Standards and standarisation

Been dealing a little lately with the issue of standards. On one hand I recognize some standards as important and their existence has problably been a critical success factor for free and open source software. POSIX, PNG, Window Manager specification, UTF8, SVG, XML and various hardware standards come to mind as some examples.

The problem with standards is that the standarisation process often brings with it stagnation or that the standard advocates horrible solutions (the horrible solution was the compromise between two good solutions for instance). I think Solaris is an example of how letting yourself get locked down into a gigantic pile of standards and ABI promises in the end becomes more of a problem than a help. Sure if you ask people if ABI stability is important to them they will say yes, but in the end developers tend to value feature additions and improvements in the library they are depending on even more than ABI stability. And the same is true for standards, while everyone would say that being standards compliant is good, they would still choose to use something else if it provides a better experience.

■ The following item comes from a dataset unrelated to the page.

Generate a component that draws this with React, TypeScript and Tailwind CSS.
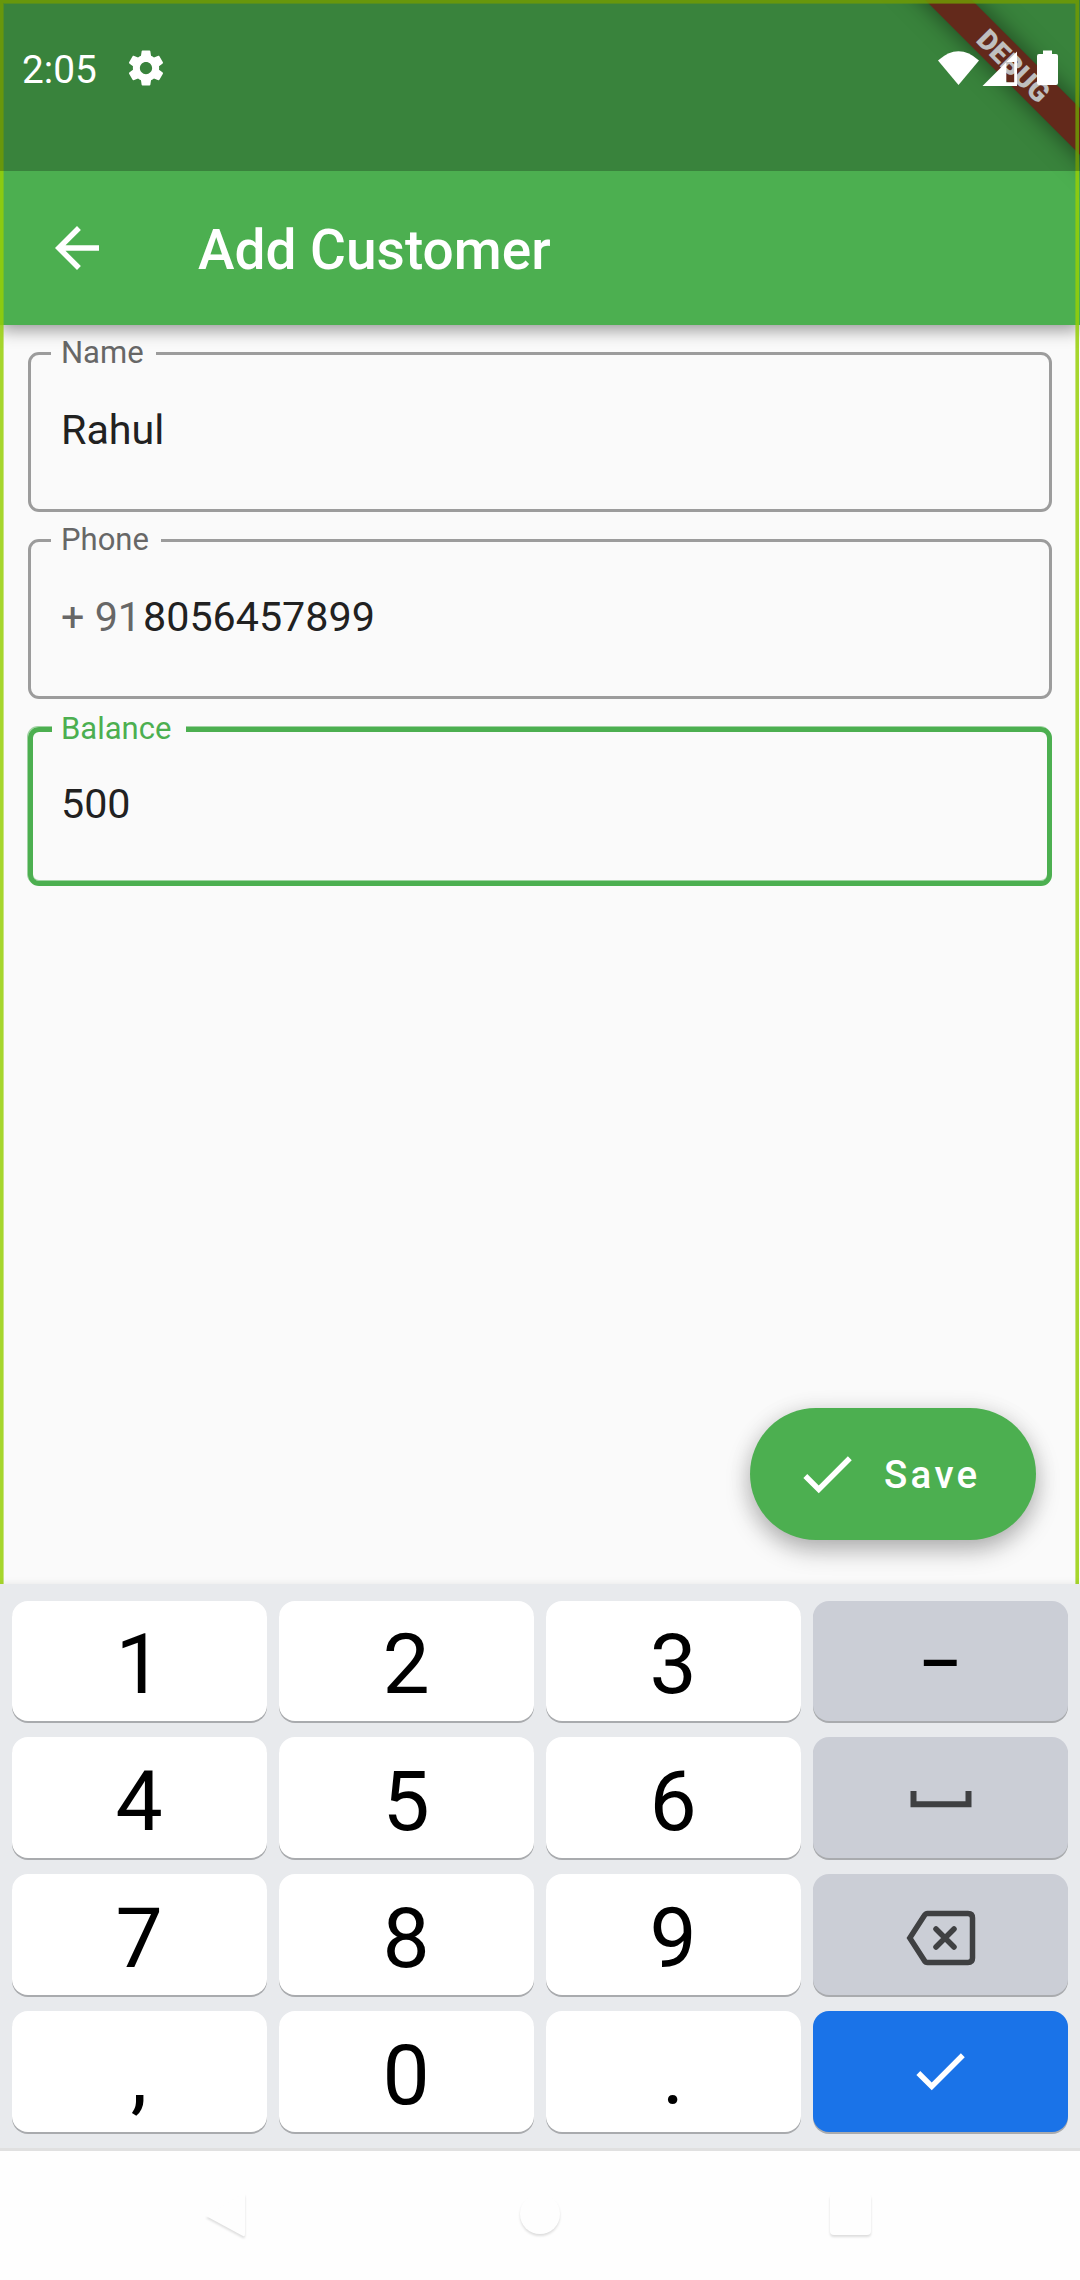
import type { ReactNode } from "react";
import { MdArrowBack, MdCheck } from "react-icons/md";

function GearIcon() {
  return (
    <svg viewBox="0 0 24 24" className="h-[42px] w-[42px] fill-white">
      <path d="M19.43 12.98c.04-.32.07-.64.07-.98s-.03-.66-.07-.98l2.11-1.65c.19-.15.24-.42.12-.64l-2-3.46c-.12-.22-.39-.3-.61-.22l-2.49 1c-.52-.4-1.08-.73-1.69-.98l-.38-2.65C14.46 2.18 14.25 2 14 2h-4c-.25 0-.46.18-.49.42l-.38 2.65c-.61.25-1.17.59-1.69.98l-2.49-1c-.23-.09-.49 0-.61.22l-2 3.46c-.13.22-.07.49.12.64l2.11 1.65c-.04.32-.07.65-.07.98s.03.66.07.98l-2.11 1.65c-.19.15-.24.42-.12.64l2 3.46c.12.22.39.3.61.22l2.49-1c.52.4 1.08.73 1.69.98l.38 2.65c.03.24.24.42.49.42h4c.25 0 .46-.18.49-.42l.38-2.65c.61-.25 1.17-.59 1.69-.98l2.49 1c.23.09.49 0 .61-.22l2-3.46c.12-.22.07-.49-.12-.64l-2.11-1.65zM12 15.5c-1.93 0-3.5-1.57-3.5-3.5s1.57-3.5 3.5-3.5 3.5 1.57 3.5 3.5-1.57 3.5-3.5 3.5z" />
    </svg>
  );
}

function StatusBar() {
  return (
    <div className="relative z-30 flex h-[171px] items-start bg-black/25 text-white">
      <div className="flex h-[136px] w-full items-center pl-[22px] pr-[22px]">
        <span className="mt-[5px] w-[76px] text-[38.8px] leading-none">2:05</span>
        <span className="-mt-px ml-[27px]">
          <GearIcon />
        </span>
        <div className="ml-auto flex items-center">
          <svg viewBox="0 0 41 36" className="h-[36px] w-[41px] fill-white">
            <path d="M0 10.5Q20.5 -8 41 10.5L20.5 35Z" />
          </svg>
          <svg viewBox="0 0 36 36" className="ml-[3px] h-[36px] w-[36px] fill-white">
            <path fillRule="evenodd" d="M0.5 36L35 1.5V36ZM24.3 12V32.3H32.2V12Z" />
          </svg>
          <svg viewBox="0 0 21 36" className="ml-[19px] h-[36px] w-[21px] fill-white">
            <path d="M6 0.5H15V4H19Q21 4 21 6V33Q21 35 19 35H2Q0 35 0 33V6Q0 4 2 4H6Z" />
          </svg>
        </div>
      </div>
    </div>
  );
}

function AppBar() {
  return (
    <header className="relative z-10 flex h-[154px] items-center bg-[#4caf50] pl-[44px] text-white">
      <MdArrowBack className="h-[66px] w-[66px]" />
      <h1 className="ml-[88px] mt-[5px] text-[55px] font-medium leading-none">Add Customer</h1>
    </header>
  );
}

function Field({ label, prefix, value, focused }: { label: string; prefix?: string; value: string; focused?: boolean }) {
  return (
    <div
      className={
        focused
          ? "relative flex h-[159px] items-center rounded-[11px] border-[5px] border-[#4caf50] pl-[28px] shadow-[-1px_-1px_0_#a0d3a2,inset_0_-1px_0_#a0d3a2]"
          : "relative flex h-[160px] items-center rounded-[11px] border-[3px] border-[#9c9c9c] pl-[30px]"
      }
    >
      <span
        className={
          focused
            ? "absolute -top-[7px] left-[19px] flex h-[8px] items-center bg-[#fafafa] pl-[9px] pr-[15px] text-[31px] leading-none text-[#4caf50]"
            : "absolute -top-[5px] left-[20px] flex h-[6px] items-center bg-[#fafafa] pl-[10px] pr-[12px] text-[31px] leading-none text-[#676767]"
        }
      >
        <span className="-mt-[2px]">{label}</span>
      </span>
      <p className="-mt-[3px] whitespace-pre text-[41.25px] leading-none text-[#212121]">
        {prefix && <span className="mr-[2px] text-[#676767]">{prefix}</span>}
        {value}
      </p>
    </div>
  );
}

function Key({ children, tone = "light" }: { children: ReactNode; tone?: "light" | "dark" | "blue" }) {
  const base = "flex items-center justify-center rounded-[16px] text-[84px] leading-none shadow-[0_2px_0_#a9abae]";
  const tones = {
    light: "bg-white pt-[8px] pr-px text-black",
    dark: "bg-[#cbced6] text-black",
    blue: "bg-[#1a73e8] pr-[2px] text-white",
  };
  return <div className={`${base} ${tones[tone]}`}>{children}</div>;
}

function Keyboard() {
  return (
    <div className="relative z-20 h-[567px] border-b-[3px] border-[#e0e0e0] bg-[#e8eaed] px-[12px] pt-[17px] shadow-[0_0_8px_rgba(0,0,0,0.08)]">
      <div className="grid grid-cols-4 grid-rows-[120px_121px_121px_121px] gap-x-[12px] gap-y-[16px]">
        <Key>1</Key>
        <Key>2</Key>
        <Key>3</Key>
        <Key tone="dark">
          <span className="mt-[8px] inline-block scale-x-80">–</span>
        </Key>
        <Key>4</Key>
        <Key>5</Key>
        <Key>6</Key>
        <Key tone="dark">
          <svg viewBox="0 0 62 18" className="ml-px mt-[3px] h-[18px] w-[62px] fill-none stroke-[#3f4042]">
            <path d="M3.5 1V14.2H58.5V1" strokeWidth="6" />
          </svg>
        </Key>
        <Key>7</Key>
        <Key>8</Key>
        <Key>9</Key>
        <Key tone="dark">
          <svg viewBox="0 0 70 56" className="mt-[6px] h-[56px] w-[70px] fill-none stroke-[#3f4042]">
            <path d="M21.5 3.5H62Q66.5 3.5 66.5 8V48Q66.5 52.5 62 52.5H21.5Q19.5 52.5 18 50L3.8 28L18 6Q19.5 3.5 21.5 3.5Z" strokeWidth="5.5" />
            <path d="M30 19L48 37M48 19L30 37" strokeWidth="5.5" strokeLinecap="round" />
          </svg>
        </Key>
        <Key>,</Key>
        <Key>0</Key>
        <Key>.</Key>
        <Key tone="blue">
          <MdCheck className="-mt-[2px] h-[66px] w-[66px]" />
        </Key>
      </div>
    </div>
  );
}

function NavBar() {
  return (
    <nav className="relative z-20 flex h-[129px] items-start bg-[#fefefe] pl-[196px] pt-[34px]">
      <svg viewBox="0 0 60 64" className="h-[64px] w-[60px] fill-[#fefefe] drop-shadow-[0_2px_1px_rgba(0,0,0,0.13)]">
        <path d="M10 31L47 9Q49 8 49 10V49Q49 52 47 51Z" />
      </svg>
      <svg viewBox="0 0 60 64" className="ml-[254px] h-[64px] w-[60px] fill-[#fefefe] drop-shadow-[0_2px_1px_rgba(0,0,0,0.13)]">
        <circle cx="30" cy="29" r="20" />
      </svg>
      <svg viewBox="0 0 60 64" className="ml-[250px] h-[64px] w-[60px] fill-[#fefefe] drop-shadow-[0_2px_1px_rgba(0,0,0,0.13)]">
        <rect x="10" y="9" width="41" height="41" rx="4" />
      </svg>
    </nav>
  );
}

export default function App() {
  return (
    <div className="relative flex h-[2280px] w-[1080px] flex-col overflow-hidden bg-[#fafafa] font-['Roboto',sans-serif]">
      <div className="absolute left-0 top-0 z-10 h-[325px] w-full bg-[#4caf50] shadow-[0_5px_16px_rgba(0,0,0,0.4)]" />
      <div className="absolute inset-x-0 top-0 z-20 h-[325px] overflow-hidden">
        <div className="absolute left-[864px] top-[49px] flex h-[33px] w-[300px] rotate-45 items-center justify-center bg-[#853724] text-[28px] font-black leading-none text-white shadow-[0_0_24px_rgba(0,0,0,0.5)]">
          <span className="mt-[3px]">DEBUG</span>
        </div>
      </div>
      <div className="absolute left-0 top-0 z-20 h-[1584px] w-[1079px] border-[3px] border-b-0 border-[rgba(150,206,6,0.845)] shadow-[inset_1px_1px_0_rgba(150,206,6,0.5),inset_-1px_0_0_rgba(150,206,6,0.5)]" />
      <StatusBar />
      <AppBar />
      <main className="flex h-[1259px] flex-col px-[28px] pt-[27px]">
        <div className="flex flex-col">
          <Field label="Name" value="Rahul" />
          <div className="h-[27px]" />
          <Field label="Phone" prefix="+ 91" value="8056457899" />
          <div className="h-[28px]" />
          <Field label="Balance" value="500" focused />
        </div>
        <button className="mb-[44px] mr-[16px] mt-auto flex h-[132px] w-[286px] items-center self-end rounded-full bg-[#4caf50] pl-[44px] text-white shadow-[0_10px_24px_rgba(0,0,0,0.28),0_2px_24px_rgba(0,0,0,0.08)]">
          <MdCheck className="h-[66px] w-[66px]" />
          <span className="ml-[24px] mt-[2px] text-[38.5px] font-medium leading-none tracking-[3.3px]">Save</span>
        </button>
      </main>
      <Keyboard />
      <NavBar />
    </div>
  );
}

Of course the worst kind of standards is when you create technical workarounds for the lack of standards and then ask people to standarize on those. Been a couple of examples of such I seen recently.

I don’t know how to do good and needed standards while not creating a standards bog, all I know is that I think standards isn’t the solution to all of the worlds problems.

2 thoughts on “Standards and standarisation

  1. I think it depends on what you want standards for. I value standards which ensure my freedom of choice. If I rely on a piece of software for something critical, and it malfunctions, I either want the ability to fix it myself, or the ability to swap it out for an alternative implementation. In the proprietary software world, having standards is what allows for such interchangeability of implementations. In the Free Software world however, we are generally free to fix problems ourself, so standards may not be of quite such critical importance.

    Standards for things such as Binary compatibility are just to save people work having to track a changing ABI. Saving some work isn’t a major concern to me, as worst case you just have to upgrade your code yet again.

    The scariest scenario to me is some global standard like HTML being coopted so that it would only work in Internet Explorer, and becoming a defacto standard, eventually resulting in a single company like Microsoft being able to control the direction of the entire basis behind our information society (the web), leaving things like Linux (and my freedom of choice) out in the cold.

  2. You can only standardise sanely when you have a pretty good idea about the field.

    For example, SQL was standardised before people understood the relational model for database management. Therefore, it is an unfixable mess which has to be replaced at enormous cost.